Depuis une quinzaine d'années je me suis souvent fait la réflexion que ces audiences qui pèsent beaucoup dans l'opinion publique compte tenu de l'enjeu que représente dans le débat démocratique le contrôle de l'immigration illégale pouvaient constituer un très bon sujet de thèse. Il me semble cependant qu'à côté de l'approche nécessairement ambitieuse que représente l'angle d'attaque de la théorie des champs choisi par Mme Cohen, il y aurait déjà un travail plus modeste, plus facile, et non moins intéressant à mener d'examen, presque ethnographique, de la façon dont s'organisent les audiences, la constitution des acteurs du processus juridictionnel (peut-être d'un point de vue ethnométhodologique), le jeu entre la rationalité juridique et les propriétés affectives du cas d'espèce (jeu favorisé par la nature même des dispositions invocables, notamment sur la vie familiale et privée, et les fluctuations jurisprudentielles auxquelles elles ont donné lieu), la manière dont ce jeu est instrumentalisé par les divers acteurs au procès avec ou sans présence d'avocat.
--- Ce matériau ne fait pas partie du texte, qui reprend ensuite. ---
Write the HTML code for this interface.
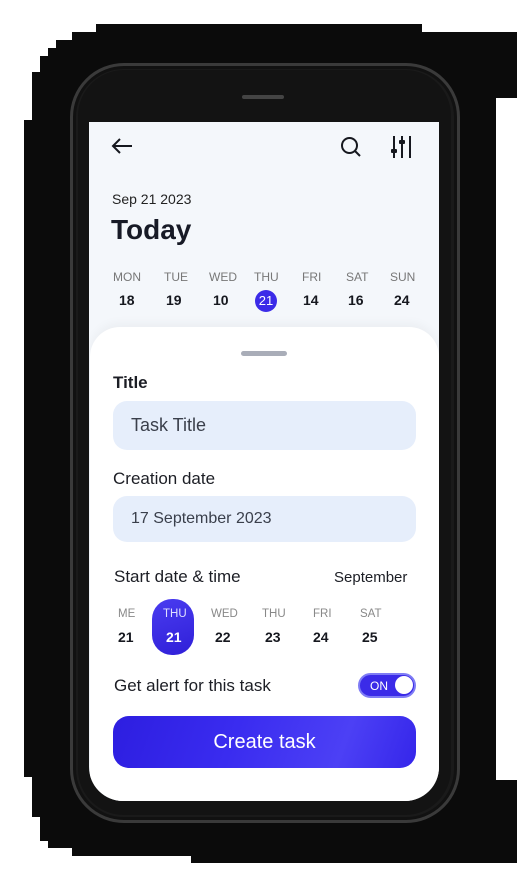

Ce jeu n'est pas réductible au problème de la productivité statistique et des effets d'hétéronomie qu'elle peut induire dans l'office du juge ni à l'inévitable comparaison interjuridictionnelle des taux d'annulation qui n'est qu'un des paramètres de la juridicisation de la situation de l'étranger sur laquelle le magistrat doit statuer.

 

En tout cas il est clair que cet article ouvre des pistes de recherche importantes à la sociologie du droit.